(begin)
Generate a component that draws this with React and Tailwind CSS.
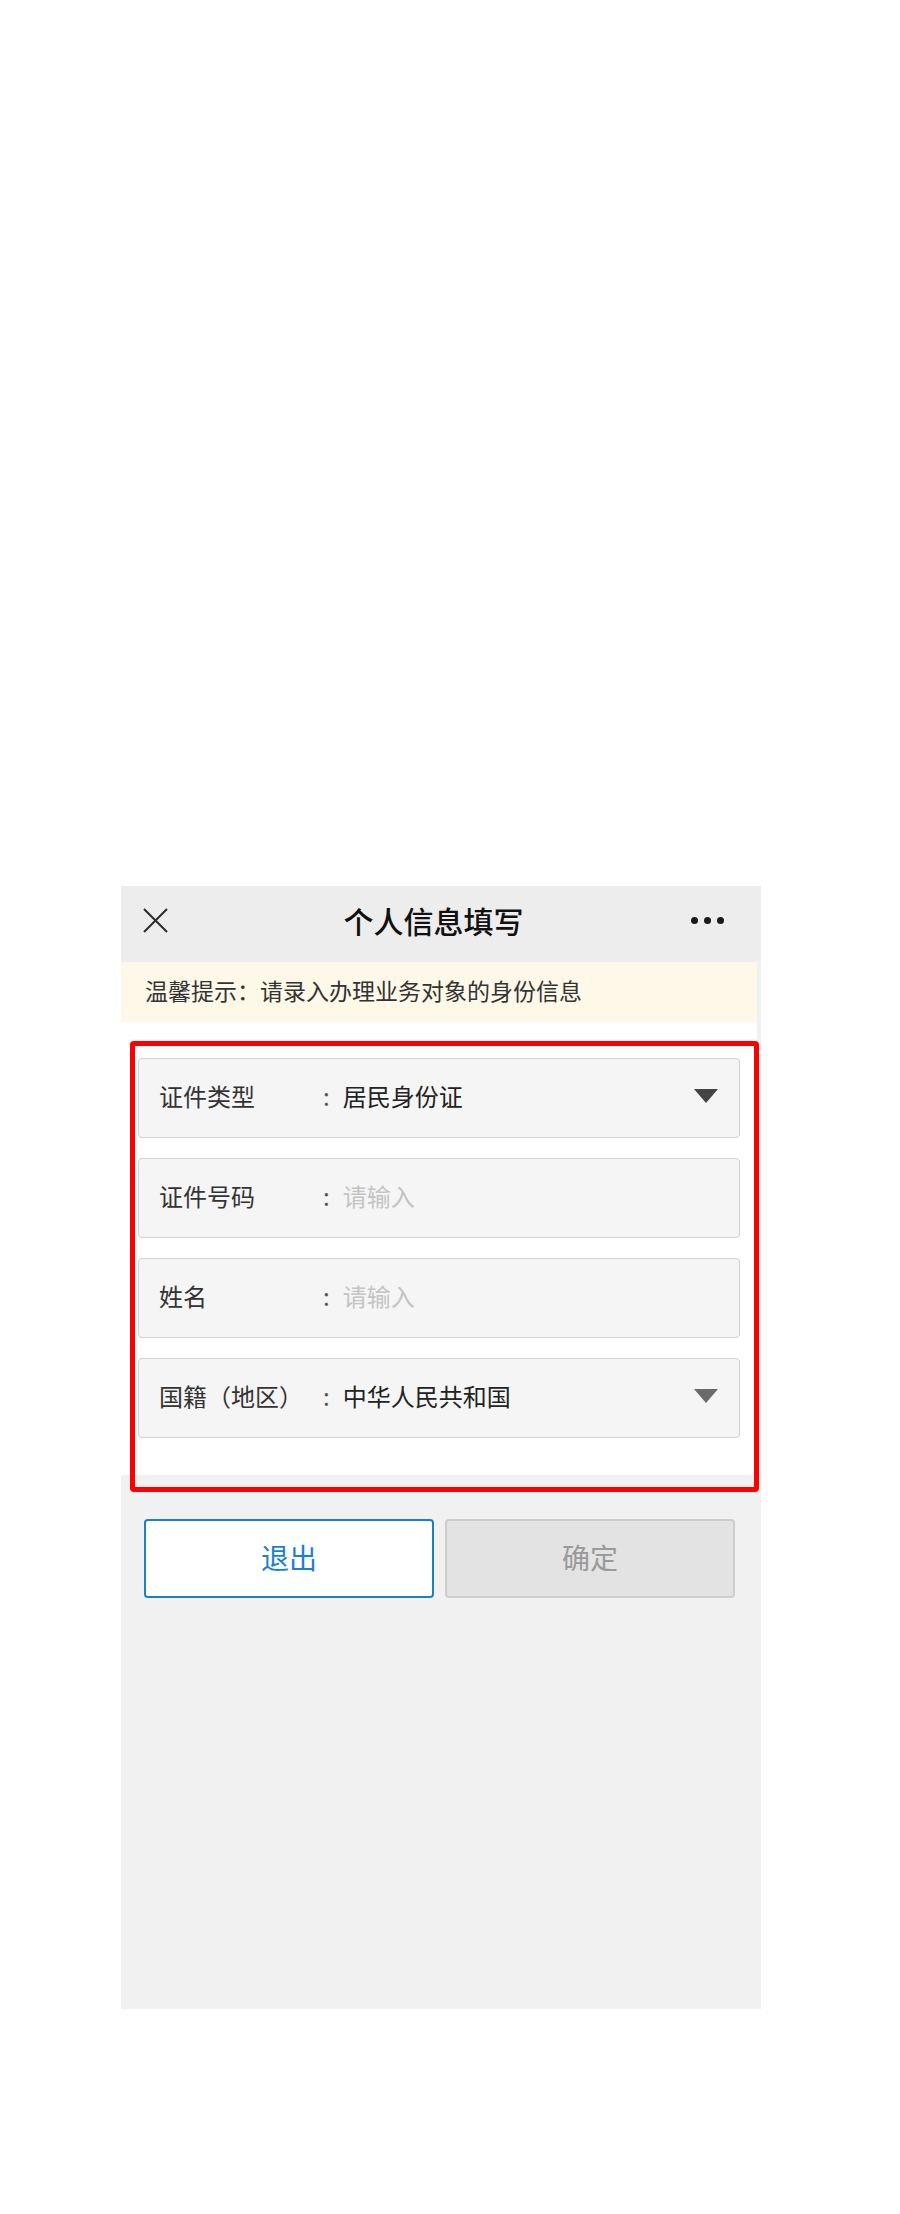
import React from "react";

const font = { fontFamily: '"Noto Sans CJK SC", "Noto Sans", sans-serif' };

const Arrow = ({ color }) => (
    <svg width="24" height="14" viewBox="0 0 24 14" className="shrink-0">
        <polygon points="0,0 24,0 12,14" fill={color} />
    </svg>
);

const Field = ({ label, value, placeholder, arrow }) => (
    <div className="flex items-center h-[80px] pl-[20px] pr-[21px] pb-[4px] bg-[#f5f5f5] border border-[#d2d2d2] rounded-[4px]">
        <span className="w-[164px] text-[24px] text-[#333] whitespace-nowrap">{label}</span>
        <span className="text-[24px] text-[#555] mr-[13px]">:</span>
        <span className={`flex-1 text-[24px] ${value ? "text-[#222]" : "text-[#c4c4c4]"}`}>
            {value || placeholder}
        </span>
        {arrow && <Arrow color={arrow} />}
    </div>
);

export default function App() {
    return (
        <div className="w-[900px] h-[2214px] bg-white pt-[886px]" style={font}>
            <div className="relative ml-[121px] w-[640px] h-[1123px] bg-[#f1f1f1]">
                {/* Header */}
                <div className="flex items-center justify-between h-[76px] bg-[#ededed] pl-[22px] pr-[37px] pb-[8px]">
                    <svg width="25" height="25" viewBox="0 0 25 25">
                        <path d="M1 1 L24 24 M24 1 L1 24" stroke="#2a2a2a" strokeWidth="2" fill="none" />
                    </svg>
                    <h1 className="text-[30px] font-medium text-[#111] ml-[8px]">个人信息填写</h1>
                    <div className="flex items-center gap-[6px]">
                        <span className="w-[7px] h-[7px] rounded-full bg-[#1a1a1a]" />
                        <span className="w-[7px] h-[7px] rounded-full bg-[#1a1a1a]" />
                        <span className="w-[7px] h-[7px] rounded-full bg-[#1a1a1a]" />
                    </div>
                </div>

                {/* Tip */}
                <div className="flex items-center h-[60px] w-[636px] bg-[#fdf8e8] px-[24px] pb-[3px]">
                    <p className="text-[23px] text-[#333]">温馨提示：请录入办理业务对象的身份信息</p>
                </div>

                {/* Form */}
                <div className="w-[636px] bg-white pl-[17px] pr-[17px] pt-[36px] pb-[37px] flex flex-col gap-[20px]">
                    <Field label="证件类型" value="居民身份证" arrow="#444" />
                    <Field label="证件号码" placeholder="请输入" />
                    <Field label="姓名" placeholder="请输入" />
                    <Field label="国籍（地区）" value="中华人民共和国" arrow="#6a6a6a" />
                </div>

                {/* Buttons */}
                <div className="flex gap-[11px] pl-[23px] mt-[44px]">
                    <button className="w-[290px] h-[79px] pb-[4px] bg-white border-2 border-[#1b7fd0] rounded-[4px] text-[28px] text-[#1b7fd0]">
                        退出
                    </button>
                    <button className="w-[290px] h-[79px] pb-[4px] bg-[#e3e3e3] border-2 border-[#cdcdcd] rounded-[4px] text-[28px] text-[#9a9a9a]">
                        确定
                    </button>
                </div>

                {/* Annotation box */}
                <div className="absolute left-[9px] top-[155px] w-[629px] h-[451px] border-[5px] border-[#ff0000] rounded-[4px] pointer-events-none" />
            </div>
        </div>
    );
}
(end)
Drop the images and repeat the data exactly.

● Answer
Generate a component that draws this with React and Tailwind CSS.
import React from "react";

const font = { fontFamily: '"Noto Sans CJK SC", "Noto Sans", sans-serif' };

const Arrow = ({ color }) => (
    <svg width="24" height="14" viewBox="0 0 24 14" className="shrink-0">
        <polygon points="0,0 24,0 12,14" fill={color} />
    </svg>
);

const Field = ({ label, value, placeholder, arrow }) => (
    <div className="flex items-center h-[80px] pl-[20px] pr-[21px] pb-[4px] bg-[#f5f5f5] border border-[#d2d2d2] rounded-[4px]">
        <span className="w-[164px] text-[24px] text-[#333] whitespace-nowrap">{label}</span>
        <span className="text-[24px] text-[#555] mr-[13px]">:</span>
        <span className={`flex-1 text-[24px] ${value ? "text-[#222]" : "text-[#c4c4c4]"}`}>
            {value || placeholder}
        </span>
        {arrow && <Arrow color={arrow} />}
    </div>
);

export default function App() {
    return (
        <div className="w-[900px] h-[2214px] bg-white pt-[886px]" style={font}>
            <div className="relative ml-[121px] w-[640px] h-[1123px] bg-[#f1f1f1]">
                {/* Header */}
                <div className="flex items-center justify-between h-[76px] bg-[#ededed] pl-[22px] pr-[37px] pb-[8px]">
                    <svg width="25" height="25" viewBox="0 0 25 25">
                        <path d="M1 1 L24 24 M24 1 L1 24" stroke="#2a2a2a" strokeWidth="2" fill="none" />
                    </svg>
                    <h1 className="text-[30px] font-medium text-[#111] ml-[8px]">个人信息填写</h1>
                    <div className="flex items-center gap-[6px]">
                        <span className="w-[7px] h-[7px] rounded-full bg-[#1a1a1a]" />
                        <span className="w-[7px] h-[7px] rounded-full bg-[#1a1a1a]" />
                        <span className="w-[7px] h-[7px] rounded-full bg-[#1a1a1a]" />
                    </div>
                </div>

                {/* Tip */}
                <div className="flex items-center h-[60px] w-[636px] bg-[#fdf8e8] px-[24px] pb-[3px]">
                    <p className="text-[23px] text-[#333]">温馨提示：请录入办理业务对象的身份信息</p>
                </div>

                {/* Form */}
                <div className="w-[636px] bg-white pl-[17px] pr-[17px] pt-[36px] pb-[37px] flex flex-col gap-[20px]">
                    <Field label="证件类型" value="居民身份证" arrow="#444" />
                    <Field label="证件号码" placeholder="请输入" />
                    <Field label="姓名" placeholder="请输入" />
                    <Field label="国籍（地区）" value="中华人民共和国" arrow="#6a6a6a" />
                </div>

                {/* Buttons */}
                <div className="flex gap-[11px] pl-[23px] mt-[44px]">
                    <button className="w-[290px] h-[79px] pb-[4px] bg-white border-2 border-[#1b7fd0] rounded-[4px] text-[28px] text-[#1b7fd0]">
                        退出
                    </button>
                    <button className="w-[290px] h-[79px] pb-[4px] bg-[#e3e3e3] border-2 border-[#cdcdcd] rounded-[4px] text-[28px] text-[#9a9a9a]">
                        确定
                    </button>
                </div>

                {/* Annotation box */}
                <div className="absolute left-[9px] top-[155px] w-[629px] h-[451px] border-[5px] border-[#ff0000] rounded-[4px] pointer-events-none" />
            </div>
        </div>
    );
}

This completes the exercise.